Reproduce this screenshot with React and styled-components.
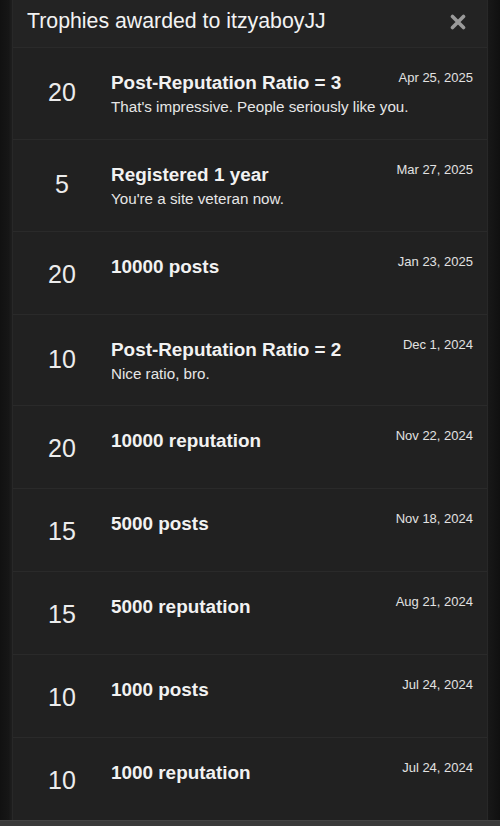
import React from "react";
import styled, { createGlobalStyle } from "styled-components";

const GlobalStyle = createGlobalStyle`
  html, body { margin: 0; padding: 0; background: #141414; }
  body { font-family: "Liberation Sans", Arial, sans-serif; overflow: hidden; }
  * { box-sizing: border-box; }
`;

const Page = styled.div`
  width: 500px;
  height: 826px;
  display: flex;
  flex-direction: column;
  background: linear-gradient(to right, #111 0px, #161616 9px, #1d1d1d 11px, #1d1d1d 12px, transparent 12px, transparent 488px, #181818 488px, #101010 500px);
`;

const Body = styled.div`
  flex: 1;
  display: flex;
  justify-content: center;
  padding: 0 12px;
  min-height: 0;
`;

const Panel = styled.div`
  flex: 1;
  background: #212121;
  border-left: 1px solid #282828;
  border-right: 1px solid #282828;
  display: flex;
  flex-direction: column;
  overflow: hidden;
`;

const Header = styled.div`
  flex: none;
  height: 48px;
  display: flex;
  align-items: center;
  justify-content: space-between;
  padding: 0 20px 4px 14px;
  background: #232323;
  border-bottom: 1px solid #2a2a2a;
`;

const Title = styled.h1`
  margin: 0;
  font-size: 21.3px;
  font-weight: 400;
  color: #f2f2f2;
`;

const Close = styled.button`
  border: 0;
  background: none;
  padding: 0;
  width: 18px;
  height: 18px;
  display: flex;
  align-items: center;
  justify-content: center;
  cursor: pointer;
`;

const List = styled.ul`
  flex: none;
  list-style: none;
  margin: 0;
  padding: 0;
`;

const Row = styled.li`
  display: flex;
  height: ${(p) => p.$h}px;
  border-bottom: 1px solid #2a2a2a;
  padding: 23px 14px 0 0;
`;

const Points = styled.div`
  width: 98px;
  flex: none;
  align-self: center;
  text-align: center;
  font-size: 25px;
  line-height: 30px;
  color: #ececec;
  margin-top: ${(p) => (p.$tall ? -26 : -21)}px;
`;

const Info = styled.div`
  flex: 1;
  display: grid;
  grid-template-columns: 1fr auto;
  align-content: start;
`;

const Name = styled.div`
  grid-column: 1;
  grid-row: 1;
  font-size: 18.9px;
  font-weight: 700;
  line-height: 24px;
  color: #f2f2f2;
`;

const DateText = styled.div`
  grid-column: 2;
  grid-row: 1;
  align-self: start;
  margin-top: -1px;
  font-size: 13px;
  line-height: 16px;
  color: #e2e2e2;
`;

const Desc = styled.div`
  grid-column: 1 / 3;
  grid-row: 2;
  margin-top: 2px;
  font-size: 15.2px;
  line-height: 20px;
  color: #e6e6e6;
`;

const Footer = styled.div`
  flex: none;
  height: 6px;
  background: #3a3a3a;
  border-top: 1px solid #444;
`;

const trophies = [
  { points: 20, name: "Post-Reputation Ratio = 3", desc: "That's impressive. People seriously like you.", date: "Apr 25, 2025", h: 92 },
  { points: 5, name: "Registered 1 year", desc: "You're a site veteran now.", date: "Mar 27, 2025", h: 92 },
  { points: 20, name: "10000 posts", date: "Jan 23, 2025", h: 83 },
  { points: 10, name: "Post-Reputation Ratio = 2", desc: "Nice ratio, bro.", date: "Dec 1, 2024", h: 91 },
  { points: 20, name: "10000 reputation", date: "Nov 22, 2024", h: 83 },
  { points: 15, name: "5000 posts", date: "Nov 18, 2024", h: 83 },
  { points: 15, name: "5000 reputation", date: "Aug 21, 2024", h: 83 },
  { points: 10, name: "1000 posts", date: "Jul 24, 2024", h: 83 },
  { points: 10, name: "1000 reputation", date: "Jul 24, 2024", h: 83 },
];

export default function App() {
  return (
    <>
      <GlobalStyle />
      <Page>
        <Body>
          <Panel>
            <Header>
              <Title>Trophies awarded to itzyaboyJJ</Title>
              <Close aria-label="Close">
                <svg width="16" height="16" viewBox="0 0 16 16">
                  <path d="M2.5 2.5 L13.5 13.5 M13.5 2.5 L2.5 13.5" stroke="#9a9a9a" strokeWidth="3.6" strokeLinecap="round" />
                </svg>
              </Close>
            </Header>
            <List>
              {trophies.map((t, i) => (
                <Row key={i} $h={t.h}>
                  <Points $tall={!!t.desc}>{t.points}</Points>
                  <Info>
                    <Name>{t.name}</Name>
                    <DateText>{t.date}</DateText>
                    {t.desc && <Desc>{t.desc}</Desc>}
                  </Info>
                </Row>
              ))}
            </List>
          </Panel>
        </Body>
        <Footer />
      </Page>
    </>
  );
}
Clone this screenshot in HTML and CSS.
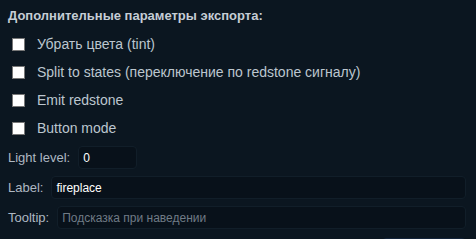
FILE: index.html
```
<html>
    <head>
        <link rel="stylesheet" href="styles.css">
    </head>
    <body>
        <div class="panel">
            <h4 class="title">Дополнительные параметры экспорта:</h4>
            <label class="check"><span class="box"></span>Убрать цвета (tint)</label>
            <label class="check"><span class="box"></span>Split to states (переключение по redstone сигналу)</label>
            <label class="check"><span class="box"></span>Emit redstone</label>
            <label class="check"><span class="box"></span>Button mode</label>
            <div class="field">
                <span class="lbl">Light level:</span>
                <input type="text" class="inp short" value="0">
            </div>
            <div class="field">
                <span class="lbl">Label:</span>
                <input type="text" class="inp" value="fireplace">
            </div>
            <div class="field">
                <span class="lbl">Tooltip:</span>
                <input type="text" class="inp" placeholder="Подсказка при наведении">
            </div>
            <div class="more"><span class="btn"></span></div>
        </div>
    </body>
</html>
```
FILE: styles.css
```
body {margin: 0; background-color: #0b1620; font-family: "Liberation Sans", Arial, sans-serif; font-size: 13px; color: #b7c1cb; overflow: hidden;}
.panel {padding: 8px 10px 0 8px; display: flex; flex-direction: column;}
.title {margin: 0 0 6px 0; font-size: 13px; font-weight: bold; color: #c5cdd5; line-height: 16px;}
.check {display: flex; align-items: center; height: 28px; font-size: 14px; color: #bcc6cf;}
.box {width: 11px; height: 11px; background: #fff; border: 1px solid #777; margin: 0 12px 0 4px;}
.field {display: flex; align-items: center; gap: 8px; margin-top: 7px;}
.field:first-of-type {margin-top: 4px;}
.lbl {color: #aeb8c2; white-space: nowrap;}
.inp {flex: 1; height: 23px; box-sizing: border-box; background: #08111a; border: 1px solid #111e29; border-radius: 4px; color: #ffffff; font-family: "Liberation Sans", Arial, sans-serif; font-size: 12px; padding: 0 4px; outline: none;}
.inp.short {flex: none; width: 59px;}
.inp::placeholder {color: #707b86;}
.more {display: flex; justify-content: flex-end; margin-top: 9px;}
.btn {width: 82px; height: 24px; border: 1px solid #13243a; border-radius: 4px; background: #0a1520;}
```
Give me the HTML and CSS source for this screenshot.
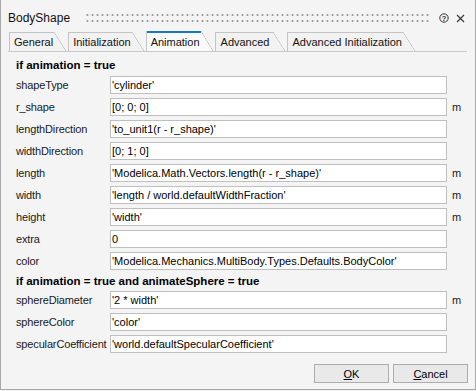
FILE: index.html
```html
<!DOCTYPE html>
<html lang="en">
<head>
  <meta charset="UTF-8">
  <title>BodyShape</title>
  <link rel="stylesheet" href="styles.css">
</head>
<body>

<div class="dialog">
  <div class="titlebar">
    <span class="title">BodyShape</span>
    <span class="grip"></span>
    <svg class="help" width="10" height="10" viewBox="0 0 10 10">
      <circle cx="5" cy="5" r="4.2" fill="none" stroke="#333" stroke-width="1"/>
      <text x="5" y="7.6" text-anchor="middle" font-size="7.5" font-family="Liberation Sans, sans-serif" font-weight="bold" fill="#333">?</text>
    </svg>
    <svg class="close" width="9" height="9" viewBox="0 0 9 9">
      <path d="M1 1 L8 8 M8 1 L1 8" stroke="#333" stroke-width="1.1"/>
    </svg>
  </div>

  <div class="tabs">
    <div class="tab">General</div>
    <div class="tab">Initialization</div>
    <div class="tab active">Animation</div>
    <div class="tab wide">Advanced</div>
    <div class="tab">Advanced Initialization</div>
  </div>

  <div class="panel">
    <div class="group-title">if animation = true</div>
    <div class="form">
      <label>shapeType</label>
      <input type="text" value="'cylinder'" readonly>
      <span class="unit"></span>

      <label>r_shape</label>
      <input type="text" value="[0; 0; 0]" readonly>
      <span class="unit">m</span>

      <label>lengthDirection</label>
      <input type="text" value="'to_unit1(r - r_shape)'" readonly>
      <span class="unit"></span>

      <label>widthDirection</label>
      <input type="text" value="[0; 1; 0]" readonly>
      <span class="unit"></span>

      <label>length</label>
      <input type="text" value="'Modelica.Math.Vectors.length(r - r_shape)'" readonly>
      <span class="unit">m</span>

      <label>width</label>
      <input type="text" value="'length / world.defaultWidthFraction'" readonly>
      <span class="unit">m</span>

      <label>height</label>
      <input type="text" value="'width'" readonly>
      <span class="unit">m</span>

      <label>extra</label>
      <input type="text" value="0" readonly>
      <span class="unit"></span>

      <label>color</label>
      <input type="text" value="'Modelica.Mechanics.MultiBody.Types.Defaults.BodyColor'" readonly>
      <span class="unit"></span>
    </div>

    <div class="group-title second">if animation = true and animateSphere = true</div>
    <div class="form">
      <label>sphereDiameter</label>
      <input type="text" value="'2 * width'" readonly>
      <span class="unit">m</span>

      <label>sphereColor</label>
      <input type="text" value="'color'" readonly>
      <span class="unit"></span>

      <label>specularCoefficient</label>
      <input type="text" value="'world.defaultSpecularCoefficient'" readonly>
      <span class="unit"></span>
    </div>
  </div>

  <div class="actions">
    <button><u>O</u>K</button>
    <button><u>C</u>ancel</button>
  </div>
</div>

</body>
</html>
```

FILE: styles.css
```css
body {
  margin: 0;
  font-family: "Liberation Sans", Arial, sans-serif;
  font-size: 11px;
  color: #1a1a1a;
  background: #f4f4f4;
}

.dialog {
  width: 476px;
  height: 390px;
  box-sizing: border-box;
  border-left: 1px solid #a8a8a8;
  border-right: 1px solid #a8a8a8;
  border-bottom: 1px solid #a8a8a8;
  background: #f4f4f4;
}

/* title bar */
.titlebar {
  height: 32px;
  box-sizing: border-box;
  padding: 4px 0 0 7px;
  display: flex;
  align-items: center;
}

.title {
  font-size: 12px;
  color: #111;
  width: 77px;
}

.grip {
  width: 345px;
  height: 12px;
  background-image: radial-gradient(circle, #9a9a9a 0.8px, transparent 1.3px);
  background-size: 5px 6px;
}

.help {
  margin-left: 9px;
}

.close {
  margin-left: 7px;
}

/* tabs */
.tabs {
  display: flex;
  align-items: flex-end;
  gap: 2px;
  height: 19px;
  margin: 0 8px 0 7px;
  padding-left: 1px;
  border-bottom: 1px solid #c9c9c9;
}

.tab {
  position: relative;
  height: 19px;
  box-sizing: border-box;
  padding: 2px 13px 0 4px;
  line-height: 17px;
  border-left: 1px solid #c4c4c4;
  color: #111;
  background:
    linear-gradient(#c4c4c4, #c4c4c4) left top / calc(100% - 12px) 1px no-repeat,
    linear-gradient(#f2f2f2, #f2f2f2) left top / calc(100% - 12px) 100% no-repeat;
}

.tab.wide {
  padding-left: 5px;
  padding-right: 16px;
}

.tab::after {
  content: "";
  position: absolute;
  right: 0;
  top: 0;
  width: 12px;
  height: 100%;
  background: linear-gradient(to top right, #f2f2f2 calc(50% - 0.6px), #bdbdbd 50%, transparent calc(50% + 0.6px));
}

.tab.active {
  height: 20px;
  padding-top: 3px;
  background:
    linear-gradient(#1a78bd, #1a78bd) left top / calc(100% - 12px) 2px no-repeat,
    linear-gradient(#fafafa, #fafafa) left top / calc(100% - 12px) 100% no-repeat;
}

.tab.active::after {
  background: linear-gradient(to top right, #fafafa calc(50% - 0.6px), #bdbdbd 50%, transparent calc(50% + 0.6px));
}

/* parameter panel */
.panel {
  padding: 4px 0 0 15px;
}

.group-title {
  font-weight: bold;
  font-size: 11.5px;
  height: 19px;
  line-height: 19px;
  margin-bottom: 1px;
  color: #000;
}

.group-title.second {
  height: 18px;
  line-height: 18px;
  margin-top: 2px;
}

.form {
  display: grid;
  grid-template-columns: 94px 337px auto;
  grid-auto-rows: 18px;
  row-gap: 4px;
  align-items: center;
}

.form label {
  letter-spacing: -0.15px;
  white-space: nowrap;
}

.form input {
  height: 18px;
  box-sizing: border-box;
  border: 1px solid #bfbfbf;
  background: #fff;
  padding: 0 1px;
  margin: 0;
  font: inherit;
  color: #000;
  outline: none;
}

.unit {
  padding-left: 5px;
}

/* buttons */
.actions {
  display: flex;
  justify-content: flex-end;
  gap: 4px;
  margin-top: 11px;
  padding-right: 7px;
}

.actions button {
  width: 75px;
  height: 19px;
  border: 1px solid #adadad;
  background: #e9e9e9;
  font: inherit;
  color: #000;
  padding: 0;
}
```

^^^^

§ **YOUR TASK**
Using the listing above, show every line that includes the string "React".

§ **RESULT OF THE TASK**
Reproduce this screenshot with React and styled-components.
import React from "react";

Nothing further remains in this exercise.